Now here’s the fun part:
- Physical reality = Distinction expressed through geometry, curvature, and dynamics. It’s the stuff that happens when distinctions have to survive in a manifold with rules.
- Mathematics = Distinction expressed formally. It’s the language of “how differences relate, transform, stay the same, or break.” Symmetry groups, topology, differential equations, Hilbert spaces, all just fancy ways of saying “here’s how distinctions play nicely together.”
They’re not two different things aligning by cosmic coincidence. They’re two readings of the exact same primitive. Like how a great novel and its movie adaptation both come from the same story, one in words, one in moving pictures. The map is the territory, just folded differently. Think of it like this: You and your friend are both describing the same wild party. You tell it as a chronological sequence of events (physics: “the beer ran out at 11, chaos ensued”). Your friend turns it into an epic poem with rhyme schemes and metaphors (math: elegant, invariant structures that capture the essence regardless of details). Of course they match beautifully, same party! The Formalist is right that we build math, but wrong that it’s arbitrary. We’re self-modeling chunks of the universe articulating our own foundational nature. The Platonist is right that math feels eternal and necessary, but wrong that it’s in some separate realm. It’s baked into the same substrate as everything else. The Empiricist is right that it grows from experience, but wrong about the direction. Experience and math both bubble up from distinction itself. No more mystery. Just elegant inevitability.
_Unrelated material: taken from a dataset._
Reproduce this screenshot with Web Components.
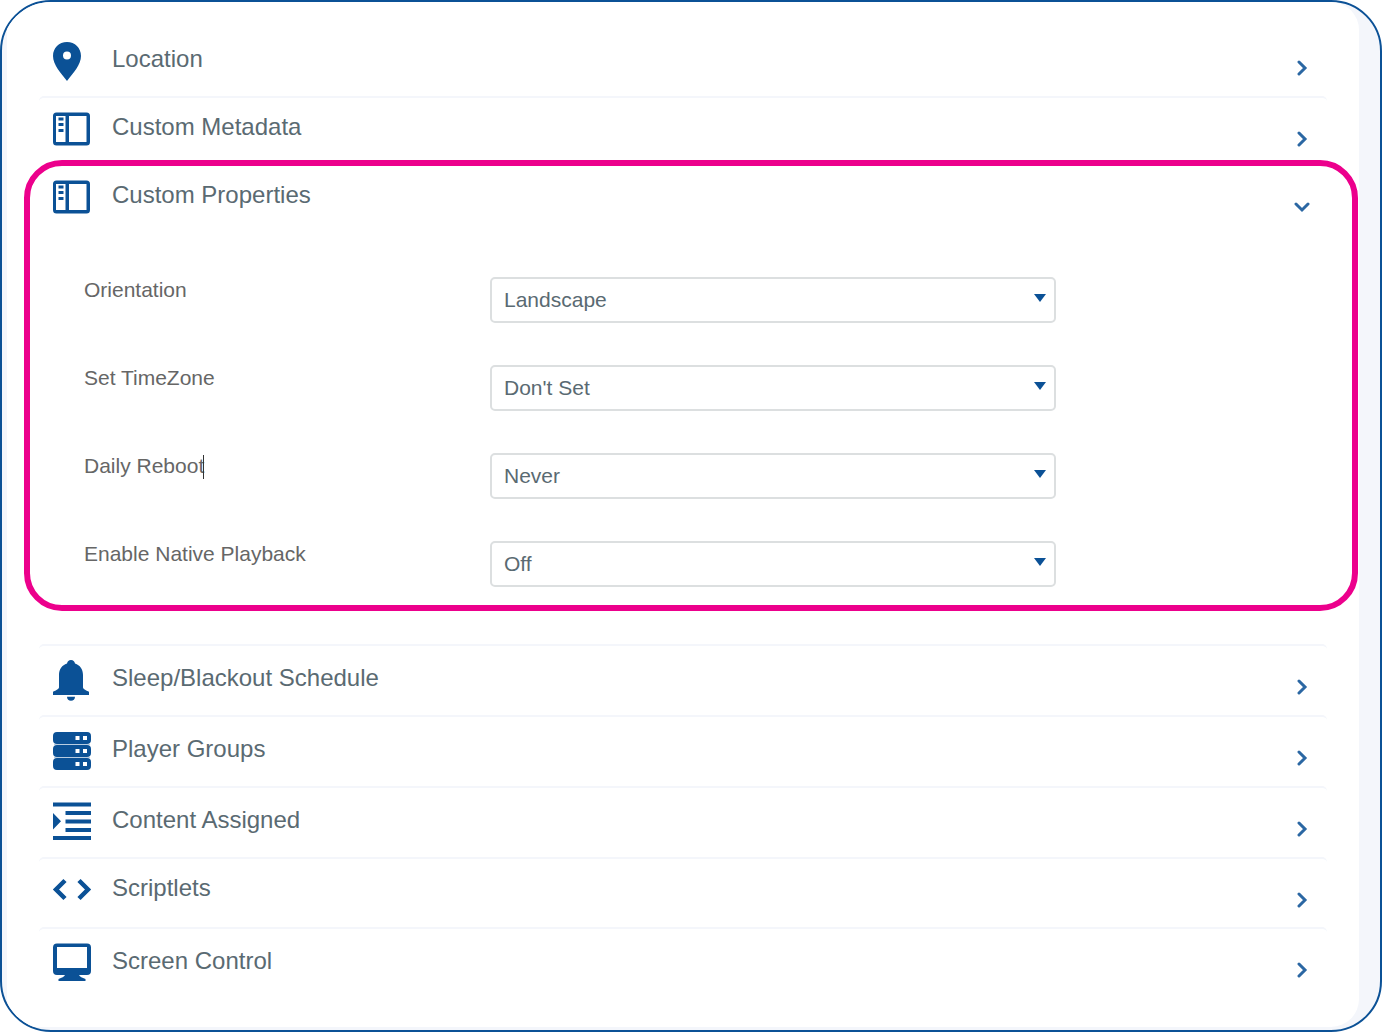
<!DOCTYPE html>
<html lang="en">
<head>
<meta charset="utf-8">
<title>Player settings</title>
<style>
  body {
    margin: 0;
    background: #fff;
    font-family: "Liberation Sans", Arial, sans-serif;
    --blue: #0b5196;
    --text: #5a6a72;
    --line: #f4f6fb;
  }
</style>
</head>
<body>
<settings-panel>
  <settings-section icon="pin" label="Location" first></settings-section>
  <settings-section icon="layout" label="Custom Metadata"></settings-section>
  <settings-section icon="layout" label="Custom Properties" open highlight>
    <settings-field label="Orientation" options="Landscape,Portrait"></settings-field>
    <settings-field label="Set TimeZone" options="Don't Set,Set"></settings-field>
    <settings-field label="Daily Reboot" options="Never,Daily" caret></settings-field>
    <settings-field label="Enable Native Playback" options="Off,On"></settings-field>
  </settings-section>
  <settings-section icon="bell" label="Sleep/Blackout Schedule"></settings-section>
  <settings-section icon="servers" label="Player Groups"></settings-section>
  <settings-section icon="indent" label="Content Assigned"></settings-section>
  <settings-section icon="code" label="Scriptlets"></settings-section>
  <settings-section icon="monitor" label="Screen Control"></settings-section>
</settings-panel>

<script>
// height is the icon box, the label is centered on it
const ICONS = {
  pin: {
    height: 40,
    body: '<path fill-rule="evenodd" d="M14 1C6 1 0 7 0 15c0 9 8 17 14 25 6-8 14-16 14-25C28 7 22 1 14 1zm0 9.500a4 4 0 1 1 0 8 4 4 0 0 1 0-8z"/>'
  },
  layout: {
    height: 34,
    body: `<path fill-rule="evenodd" d="M3.500 0.500h30a3.500 3.500 0 0 1 3.500 3.500v26a3.500 3.500 0 0 1-3.500 3.500h-30A3.500 3.500 0 0 1 0 30V4A3.500 3.500 0 0 1 3.500 0.500zM3 4v26h9.500V4zM16 4v26h17.500V4z"/>
      <path d="M5.500 5.500h5v3h-5zM5.500 11h5v3h-5zM5.500 17h5v3h-5z"/>`
  },
  bell: {
    height: 40,
    body: '<path d="M18 0c-2.300 0-3.500 1.300-4 3.500C9 5 6 9.500 6 15v12c0 1.800-1.500 2.800-6 4.800V35h36v-3.200c-4.500-2-6-3-6-4.800V15c0-5.500-3-10-8-11.500C21.500 1.300 20.300 0 18 0zM14 36.800h8c0 2.600-1.700 4-4 4s-4-1.400-4-4z"/>'
  },
  servers: {
    height: 40,
    body: [1, 14, 27].map(y => `<path fill-rule="evenodd" d="M4 ${y}h30a4 4 0 0 1 4 4v4a4 4 0 0 1-4 4H4a4 4 0 0 1-4-4v-4a4 4 0 0 1 4-4zm18.500 4v4h4v-4zm7.500 0v4h4v-4z"/>`).join('')
      + '<path stroke="#b9cde1" d="M1 13.500h36M1 26.500h36"/>'
  },
  indent: {
    height: 40,
    body: '<path d="M0 0.500h38v4H0zM12.500 9H38v4H12.500zM12.500 17.500H38v4H12.500zM12.500 26H38v4H12.500zM0 34h38v4H0zM0 11l8 8.300L0 27.500z"/>'
  },
  code: {
    height: 34,
    body: '<path fill="none" stroke="currentColor" stroke-width="4.500" d="M12 7.500L3 16.500l9 9M26 7.500l9 9-9 9"/>'
  },
  monitor: {
    height: 40,
    body: '<path fill-rule="evenodd" d="M4 0.500h30a4 4 0 0 1 4 4V28a4 4 0 0 1-4 4h-8c1 1.800 3 2.800 6.500 4v2h-27v-2c3.500-1.200 5.500-2.200 6.500-4H4a4 4 0 0 1-4-4V4.500a4 4 0 0 1 4-4zm0 3.500v21h30V4z"/>'
  }
};

class SettingsPanel extends HTMLElement {
  constructor() {
    super();
    this.attachShadow({ mode: 'open' });
  }

  connectedCallback() {
    this.shadowRoot.innerHTML = `
      <style>
        :host {
          display: flex;
          box-sizing: border-box;
          min-height: 100vh;
          border: 2px solid var(--blue);
          border-radius: 51px;
          background: #f4f6fb;
          overflow: hidden;
        }
        main {
          flex: 1;
          min-width: 0;
          box-sizing: border-box;
          margin: 0 21px 3px 5px;
          padding: 25px 32px;
          background: #fff;
          border-radius: 28px;
        }
      </style>
      <main><slot></slot></main>
    `;
  }
}

class SettingsSection extends HTMLElement {
  static get observedAttributes() {
    return ['open'];
  }

  constructor() {
    super();
    this.attachShadow({ mode: 'open' });
  }

  connectedCallback() {
    this.render();
  }

  attributeChangedCallback() {
    const button = this.shadowRoot.querySelector('button');
    if (button) button.setAttribute('aria-expanded', this.hasAttribute('open'));
  }

  render() {
    const icon = ICONS[this.getAttribute('icon')];

    this.shadowRoot.innerHTML = `
      <style>
        :host {
          display: block;
          position: relative;
          border-top: 2px solid var(--line);
          border-radius: 5px;
        }
        :host([first]), :host([highlight]) {
          border-top: 0;
        }
        button {
          display: flex;
          align-items: flex-start;
          box-sizing: border-box;
          width: 100%;
          min-height: 68px;
          margin: 0;
          padding: 14px 17px 15px 14px;
          border: 0;
          background: none;
          color: var(--blue);
          font: inherit;
          text-align: left;
          cursor: pointer;
        }
        .title {
          flex: 1;
          display: flex;
          align-items: center;
          gap: 21px;
        }
        .icon {
          flex: none;
          fill: currentColor;
          overflow: visible;
        }
        .label {
          padding-bottom: 4px;
          color: var(--text);
          font-size: 24px;
          line-height: 28px;
        }
        .chevron {
          flex: none;
          margin-top: 19px;
          fill: none;
          stroke: #2b67a3;
          stroke-width: 3;
          stroke-linecap: round;
        }
        :host([open]) .chevron {
          transform: rotate(90deg);
        }
        .body {
          display: none;
          flex-direction: column;
          gap: 42px;
          padding: 43px 0 57px 45px;
        }
        :host([open]) .body {
          display: flex;
        }
        :host([open]:empty) .body {
          display: none;
        }
        /* the ring runs outside the section, over its neighbours */
        :host([highlight][open])::after {
          content: "";
          position: absolute;
          z-index: 1;
          inset: -6px -31px 33px -15px;
          border: 6px solid #ec008c;
          border-radius: 38px;
          pointer-events: none;
        }
      </style>
      <button type="button" aria-expanded="${this.hasAttribute('open')}">
        <span class="title">
          <svg class="icon" width="38" height="${icon.height}" viewBox="0 0 38 ${icon.height}" aria-hidden="true">${icon.body}</svg>
          <span class="label">${this.getAttribute('label')}</span>
        </span>
        <svg class="chevron" width="16" height="16" viewBox="0 0 16 16" aria-hidden="true"><path d="M5 2l6 6-6 6"/></svg>
      </button>
      <div class="body"><slot></slot></div>
    `;

    this.shadowRoot.querySelector('button').addEventListener('click', () => {
      this.toggleAttribute('open');
    });
  }
}

class SettingsField extends HTMLElement {
  constructor() {
    super();
    this.attachShadow({ mode: 'open' });
  }

  connectedCallback() {
    const options = this.getAttribute('options').split(',');

    this.shadowRoot.innerHTML = `
      <style>
        :host {
          display: grid;
          grid-template-columns: 406fr 566fr 271fr;
          align-items: start;
          font-size: 21px;
        }
        label {
          color: #666;
          line-height: 26px;
        }
        .caret {
          display: inline-block;
          width: 1px;
          height: 24px;
          margin-left: -1px;
          background: #333;
          vertical-align: middle;
        }
        .control {
          display: grid;
          align-items: center;
        }
        select, svg {
          grid-area: 1 / 1;
        }
        select {
          appearance: none;
          box-sizing: border-box;
          width: 100%;
          height: 46px;
          margin: 0;
          padding: 0 36px 2px 12px;
          border: 2px solid #dcdfe0;
          border-radius: 5px;
          background: #fff;
          color: var(--text);
          font: inherit;
        }
        svg {
          justify-self: end;
          margin: 0 10px 4px 0;
          fill: var(--blue);
          pointer-events: none;
        }
      </style>
      <label for="value">${this.getAttribute('label')}${this.hasAttribute('caret') ? '<span class="caret"></span>' : ''}</label>
      <div class="control">
        <select id="value">${options.map(o => `<option>${o}</option>`).join('')}</select>
        <svg width="12" height="8" viewBox="0 0 12 8" aria-hidden="true"><path d="M0 0h12L6 8z"/></svg>
      </div>
    `;
  }
}

customElements.define('settings-panel', SettingsPanel);
customElements.define('settings-section', SettingsSection);
customElements.define('settings-field', SettingsField);
</script>
</body>
</html>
This doesn’t mean every wild mathematical invention has a physical counterpart, or that we’ve already math’d our way to Total Universal Understanding. There’s plenty of math that’s “extra” for this particular manifold, and plenty of physics still waiting for its perfect formal dress. But wherever math does work unreasonably well? That’s distinction preservation winking at us across abstraction layers. Cosmological Pangaea already used the Distinction Axiom to tackle big cosmology puzzles across dozens of pillars. This essay is the philosophical capstone: it closes the loop on why the framework works so cleanly. The door it leaves ajar is even juicier: consciousness.
Why does distinction, when it gets complex enough (especially self-referential), start feeling like something? The hard problem of consciousness looks suspiciously like every other “miracle” this framework has dissolved. Same pattern: hidden dualism assumption, primitive starting point, sudden inevitability. Distinction in Cosmological Pangaea becoming aware of itself might just be the next sentence in the universe’s autobiography. So next time someone calls the effectiveness of mathematics a miracle, you can smile and say: “It’s not unreasonable. It’s inevitable. The universe isn’t using math to describe itself. It is math, distinguishing itself into existence.” And somewhere, Eugene Wigner is probably chuckling, finally understanding why we do deserve it after all. We are it.